_Problem to work on:_
Repeat only the lines below that run from the line with "Recreate this image" to the line with "string; value: 'private'", ends included; skip every picture.

::::

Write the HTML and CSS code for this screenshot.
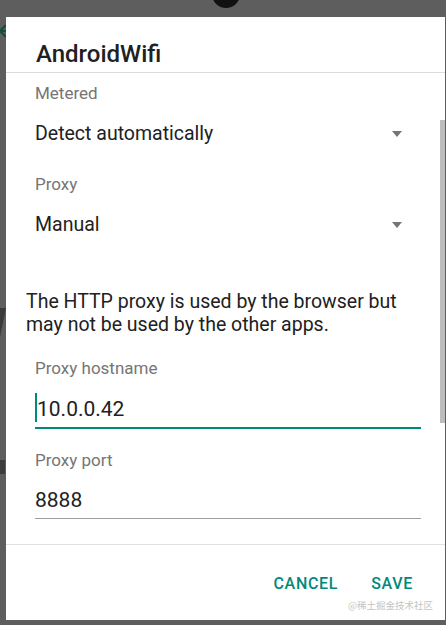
FILE: index.html
```html
<!DOCTYPE html>
<html lang="en">
<head>
    <meta charset="UTF-8">
    <title>AndroidWifi - Proxy settings</title>
    <link rel="stylesheet" href="styles.css">
</head>
<body>
    <div class="screen">
      <div class="notch"></div>
      <svg class="back-arrow" width="8" height="16" viewBox="0 0 8 16">
        <path d="M7 2 L1 8 L7 14 M1 8 H8" fill="none" stroke="#0f4d3c" stroke-width="2"/>
      </svg>
      <div class="bg-wedge"></div>
      <div class="bg-block"></div>

      <div class="dialog">
        <div class="dialog-title">AndroidWifi</div>

        <div class="dialog-body">
          <div class="scroll-thumb"></div>

          <div class="field-label">Metered</div>
          <div class="spinner">
            <span>Detect automatically</span>
            <span class="caret"></span>
          </div>

          <div class="field-label">Proxy</div>
          <div class="spinner">
            <span>Manual</span>
            <span class="caret"></span>
          </div>

          <p class="note">The HTTP proxy is used by the browser but may not be used by the other apps.</p>

          <div class="field-label label-hostname">Proxy hostname</div>
          <div class="edit focused"><span class="cursor"></span>10.0.0.42</div>

          <div class="field-label label-port">Proxy port</div>
          <div class="edit">8888</div>
        </div>

        <div class="dialog-actions">
          <button class="action">CANCEL</button>
          <button class="action">SAVE</button>
        </div>
        <div class="watermark">@稀土掘金技术社区</div>
      </div>
    </div>
</body>
</html>
```

FILE: styles.css
```css
:root {
  --color-teal: #00897b;
  --color-text: #212121;
  --color-hint: #757575;
  --color-divider: #e0e0e0;
}

* {
  box-sizing: border-box;
}

body {
  margin: 0;
  background: #5e5e5e;
  font-family: Roboto, "Noto Sans", sans-serif;
  color: var(--color-text);
}

.screen {
  position: relative;
  width: 446px;
  height: 625px;
  padding: 17px 1px 0 6px;
  overflow: hidden;
}

/* camera cut-out and things behind the dialog */
.notch {
  position: absolute;
  left: 212px;
  top: -20px;
  width: 28px;
  height: 28px;
  border-radius: 50%;
  background: #111;
}
.back-arrow {
  position: absolute;
  left: -1px;
  top: 23px;
}
.bg-wedge {
  position: absolute;
  left: 0;
  top: 308px;
  border-top: 29px solid #3a3a3a;
  border-right: 6px solid transparent;
}
.bg-block {
  position: absolute;
  left: 0;
  top: 460px;
  width: 5px;
  height: 14px;
  background: #3c3c3c;
}

.dialog {
  position: relative;
  width: 439px;
  height: 603px;
  background: #fff;
  display: flex;
  flex-direction: column;
}

.dialog-title {
  padding: 24px 30px 4px;
  font-size: 24px;
  font-weight: 500;
  line-height: 27px;
  border-bottom: 1px solid #dcdcdc;
}

.dialog-body {
  position: relative;
  height: 471px;
  padding: 10px 24px 0 29px;
  overflow: hidden;
}

.scroll-thumb {
  position: absolute;
  right: 0;
  top: 47px;
  width: 5px;
  height: 303px;
  background: #bdbdbd;
}

.field-label {
  font-size: 17px;
  line-height: 20px;
  color: var(--color-hint);
}

.spinner {
  display: flex;
  align-items: center;
  justify-content: space-between;
  height: 48px;
  margin: 7px 0 16px;
  font-size: 19.5px;
  line-height: 48px;
}
.caret {
  width: 0;
  height: 0;
  margin-right: 19px;
  border-left: 5.5px solid transparent;
  border-right: 5.5px solid transparent;
  border-top: 6px solid var(--color-hint);
}

.note {
  margin: 41px 0 0 -9px;
  font-size: 19.5px;
  line-height: 23px;
}

.label-hostname {
  margin-top: 22px;
}
.label-port {
  margin-top: 21px;
}

.edit {
  margin-top: 15px;
  padding-bottom: 3px;
  font-size: 21px;
  line-height: 30px;
  border-bottom: 1px solid #9e9e9e;
}
.edit.focused {
  margin-top: 16px;
  border-bottom: 2px solid var(--color-teal);
}
.cursor {
  display: inline-block;
  width: 2px;
  height: 29px;
  margin-top: -3px;
  vertical-align: -6px;
  background: var(--color-teal);
}

.dialog-actions {
  display: flex;
  justify-content: flex-end;
  gap: 33px;
  padding: 29px 32px 0 0;
  border-top: 1px solid var(--color-divider);
  flex: 1;
}
.action {
  padding: 0;
  border: none;
  background: none;
  font-family: Roboto, "Noto Sans", sans-serif;
  font-size: 16px;
  font-weight: 500;
  letter-spacing: 0.7px;
  line-height: 20px;
  height: 20px;
  color: var(--color-teal);
}

.watermark {
  position: absolute;
  right: 12px;
  bottom: 9px;
  font-family: "Noto Sans CJK SC", sans-serif;
  font-size: 9.5px;
  line-height: 12px;
  color: #c4c4c4;
}
```
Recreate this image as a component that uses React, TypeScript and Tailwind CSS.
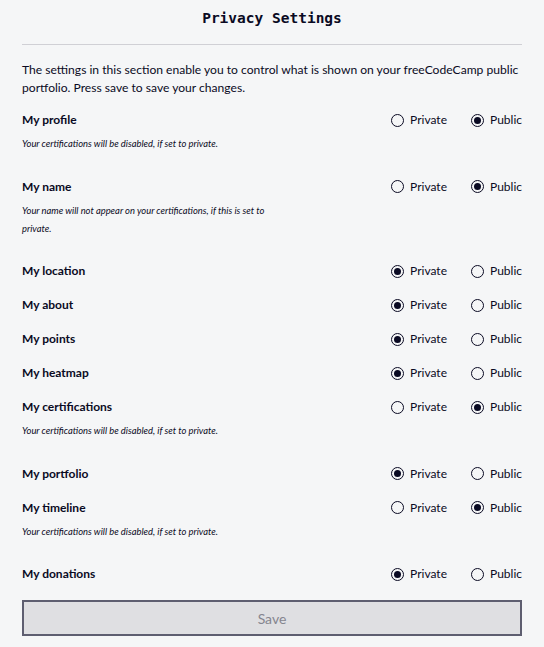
import React from 'react';

type Row = { label: string; value: 'private' | 'public'; note?: string };

const rows: Row[] = [
  { label: 'My profile', value: 'public', note: 'Your certifications will be disabled, if set to private.' },
  { label: 'My name', value: 'public', note: 'Your name will not appear on your certifications, if this is set to private.' },
  { label: 'My location', value: 'private' },
  { label: 'My about', value: 'private' },
  { label: 'My points', value: 'private' },
  { label: 'My heatmap', value: 'private' },
  { label: 'My certifications', value: 'public', note: 'Your certifications will be disabled, if set to private.' },
  { label: 'My portfolio', value: 'private' },
  { label: 'My timeline', value: 'public', note: 'Your certifications will be disabled, if set to private.' },
  { label: 'My donations', value: 'private' },
];

function Radio({ checked, label }: { checked: boolean; label: string }) {
  return (
    <label className="flex items-center gap-[6px]">
      <span className="flex h-[13px] w-[13px] items-center justify-center rounded-full border border-[#0a0a23]">
        {checked && <span className="h-[7px] w-[7px] rounded-full bg-[#0a0a23]" />}
      </span>
      <span>{label}</span>
    </label>
  );
}

export default function App() {
  return (
    <div className="min-h-screen bg-[#f5f6f7] text-[#0a0a23] font-['Lato','Noto_Sans',sans-serif]">
      <div className="mx-[22px] pt-[6px]">
        <h2 className="text-center text-[14.5px] leading-[24px] font-bold font-['DejaVu_Sans_Mono','Liberation_Mono',monospace]">
          Privacy Settings
        </h2>
        <hr className="mt-[14px] border-t border-[#d0d0d5]" />
        <p className="mt-[16px] text-[12.1px] leading-[18px]">
          The settings in this section enable you to control what is shown on your freeCodeCamp public portfolio. Press save to save your changes.
        </p>

        <div className="mt-[14px] flex flex-col gap-[16px]">
          {rows.map((r) => (
            <div key={r.label} className="flex items-start justify-between">
              <div className="w-[250px]">
                <div className="text-[12px] leading-[18px] font-bold">{r.label}</div>
                {r.note && (
                  <p className="mt-[6px] mb-[8.5px] text-[9.4px] leading-[18px] italic">{r.note}</p>
                )}
              </div>
              <div className="flex items-center gap-[24px] text-[12px] leading-[18px]">
                <Radio checked={r.value === 'private'} label="Private" />
                <Radio checked={r.value === 'public'} label="Public" />
              </div>
            </div>
          ))}
        </div>

        <button className="mt-[17px] h-[36px] w-full border-2 border-[#5e5e70] bg-[#dfdfe2] text-[14px] text-[#85858f]">
          Save
        </button>
      </div>
    </div>
  );
}
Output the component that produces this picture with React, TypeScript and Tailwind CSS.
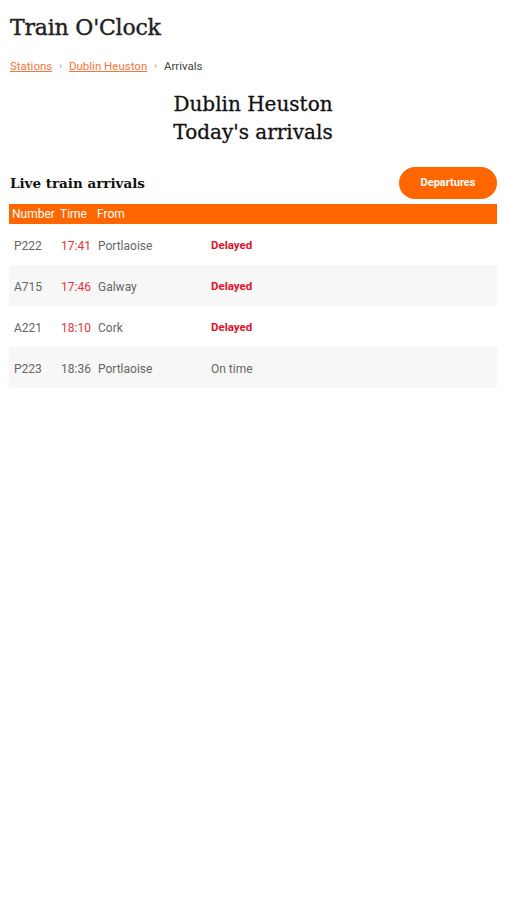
import React from "react";

const rows = [
  { n: "P222", t: "17:41", from: "Portlaoise", status: "Delayed", late: true },
  { n: "A715", t: "17:46", from: "Galway", status: "Delayed", late: true },
  { n: "A221", t: "18:10", from: "Cork", status: "Delayed", late: true },
  { n: "P223", t: "18:36", from: "Portlaoise", status: "On time", late: false },
];

export default function App() {
  const slab = { fontFamily: "'DejaVu Serif', serif" };
  return (
    <div className="w-[506px] h-[900px] bg-white font-['Roboto',sans-serif]">
      <div className="px-[10px] pt-[14px]">
        <h1 className="text-[22px] leading-[28px] text-[#222] tracking-[-0.2px] [-webkit-text-stroke:0.4px_#222]" style={slab}>
          Train O'Clock
        </h1>
        <div className="mt-[17px] flex items-center text-[11.5px] leading-[14px] text-[#444]">
          <span className="text-[#f5763a] underline">Stations</span>
          <span className="mx-[7px] text-[#888] text-[9px]">›</span>
          <span className="text-[#f5763a] underline">Dublin Heuston</span>
          <span className="mx-[7px] text-[#888] text-[9px]">›</span>
          <span>Arrivals</span>
        </div>
      </div>
      <div className="mt-[17px] text-center text-[20px] leading-[28px] text-[#111] [-webkit-text-stroke:0.3px_#111]" style={slab}>
        <div>Dublin Heuston</div>
        <div>Today's arrivals</div>
      </div>
      <div className="mt-[21px] px-[9px]">
        <div className="flex items-center justify-between">
          <div className="pl-[1px] text-[13.5px] font-bold text-[#111]" style={slab}>
            Live train arrivals
          </div>
          <div className="w-[98px] h-[32px] rounded-full bg-[#ff6600] flex items-center justify-center text-white text-[11px] font-bold">
            Departures
          </div>
        </div>
        <div className="mt-[5px] h-[20px] bg-[#ff6600] flex items-center text-white text-[12px]">
          <span className="w-[51px] pl-[3px]">Number</span>
          <span className="w-[37px]">Time</span>
          <span>From</span>
        </div>
        {rows.map((r, i) => (
          <div
            key={r.n}
            className={`h-[41px] pt-[2px] flex items-center text-[12px] text-[#666] ${i % 2 === 1 ? "bg-[#f7f7f7]" : "bg-white"}`}
          >
            <span className="w-[52px] pl-[5px]">{r.n}</span>
            <span className={`w-[37px] ${r.late ? "text-[#e8323c]" : ""}`}>{r.t}</span>
            <span className="w-[113px]">{r.from}</span>
            <span className={r.late ? "text-[#e0102a] font-bold text-[11.5px]" : ""}>{r.status}</span>
          </div>
        ))}
      </div>
    </div>
  );
}
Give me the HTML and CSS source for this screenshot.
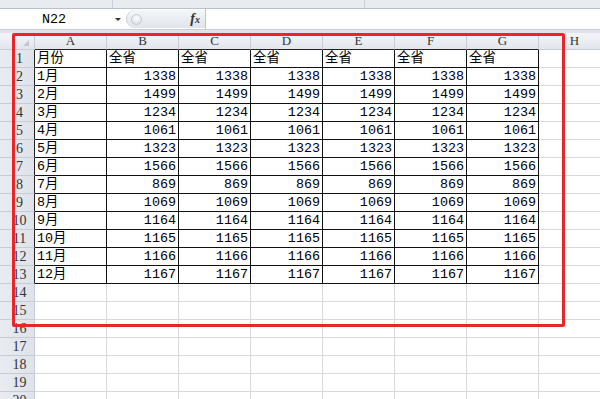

::::

_Complete answer:_
Recreate this image as a component that uses React, TypeScript and Tailwind CSS.
import React from 'react';

type Row = { label: string; value: 'private' | 'public'; note?: string };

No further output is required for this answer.